Au-delà de 500.000 dirhams, la société doit s’acquitter d’un droit proportionnel de 1% du montant de l’augmentation de capital. Le droit n’est pas progressif. Du coup, dès que le montant dépasse ce plafond, on bascule dans le droit commun. C’est la raison pour laquelle certains chefs d’entreprise sont tentés de fractionner les augmentations de capital.
«Cette mesure n’est pas aussi intéressante que le crédit d’impôt de 20% du montant de l’augmentation du capital qui a été supprimée», rappelle Brahim Bahmad, expert-comptable. Il convient de préciser également que la barre des 500.000 dirhams ne correspond pas au capital social après augmentation. La prime d’émission n’est pas prise en compte dans le montant de l’augmentation de capital. Si les associés décident par la suite de l’incorporer au capital, la transaction n’est pas imposée une seconde fois puisqu’elle a déjà été taxée.
Le dispositif dédié à l’augmentation de capital ou la création de sociétés ou de GIE avait été intégré dans la loi de finances 2013, mais ne répond pas aux attentes des opérateurs économiques. «C’est une mesure dérogatoire au droit commun qui est de 1% du montant de l’augmentation de capital. Par conséquent, je pense qu’elle a été maintenue car le gouvernement n’a pas pu faire adopter le projet de loi de finances», estime Kamal Habachi, avocat d’affaires.
La recapitalisation des PME, et même des structures de plus grande taille, est un sujet d’une actualité brûlante. Depuis la suppression de l’obligation d’un capital minimum, de nombreuses Sarl ont vu le jour. Quelques mois plus tard, certaines ont largement consommé leur capital et se retrouvent dans une situation illégale.
«Cet assouplissement avait pour but d’encourager la création d’entreprises, mais il a été exploité par des fraudeurs pour arnaquer les tiers. Quand on veut conclure des transactions commerciales, il faut avoir un capital minimum. C’est un gage de sérieux pour les créanciers», signale l’avocat d’affaires.

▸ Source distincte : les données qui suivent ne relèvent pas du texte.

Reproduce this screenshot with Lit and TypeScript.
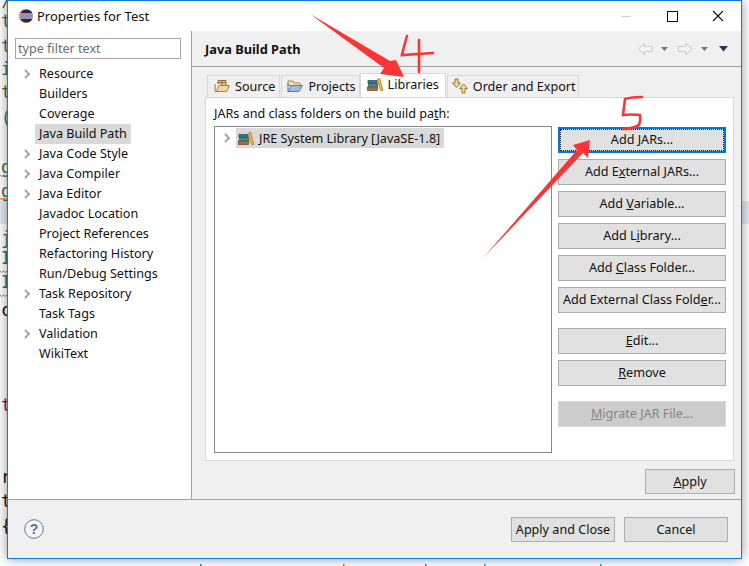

En principe, les sociétés, quelle que soit leur taille, sont tenues de déposer leurs états de synthèse chaque année auprès du tribunal de commerce sous peine de recevoir une amende de 10.000 dirhams. Une disposition qui a pour objectif de protéger les intérêts des tiers en les informant sur la situation financière exacte de chaque entreprise. Mais cette obligation n’est pas toujours respectée. Or, ce sont les présidents des tribunaux de commerce qui doivent mettre en demeure les défaillants et de sévir en leur infligeant une amende. Le ministère de la Justice devrait améliorer le système d’information du registre de commerce national pour qu’un système d’alerte se déclenche à chaque fois qu’une société n’a pas déposé ses bilans dans les délais. Dans le cas contraire, il sera impossible d’avoir une cartographie fidèle du tissu économique national.
Reste maintenant à voir si cette mesure sera efficace au vu de la sous-capitalisation structurelle de la majorité des entreprises. De plus, la limitation à 500.000 dirhams réduit la portée du dispositif. Le droit d’enregistrement fixe de 1.000 dirhams s’applique également aux opérations de transfert de biens d’investissement destinés à la restructuration de groupes et des entreprises (Voir L’Economiste du 26 décembre 2016).
Attention aux promesses d’apport
La mesure telle qu’intégrée dans le décret du 31 décembre 2016 ne précise pas si les promesses d’apport sont concernées. Sauf que les promesses n’engagent que ceux qui y croient. Ainsi, afin de donner un maximum de garanties aux tiers et s’assurer des opérations sur le capital de la société, «il faudra vérifier à l’actif circulant du bilan «Comptes d’associés» et plus particulièrement le compte 3462 du plan comptable marocain «Actionnaires – capital souscrit et appelé non versé», pour déduire l’état du capital et l’exigibilité des créances sur les associés», signale Mohamed Lahyani, expert-comptable.
Les apports en nature exclus
Outre l’injection d’argent frais, une société peut augmenter son capital via un apport en nature tel qu’un bien immeuble, foncier ou un équipement. Dans ce cas, le concours d’un commissaire aux comptes est incontournable. Sa mission consiste à déterminer la valeur exacte de l’apport. Sauf que ce mode d’augmentation de capital, même inférieur à 500.000 dirhams, n’est pas éligible au droit d’enregistrement fixe de 1.000 dirhams. Il est plutôt soumis au droit proportionnel de 1%. L’avantage n’étant réservé qu’aux opérations d’augmentation de capital en numéraire.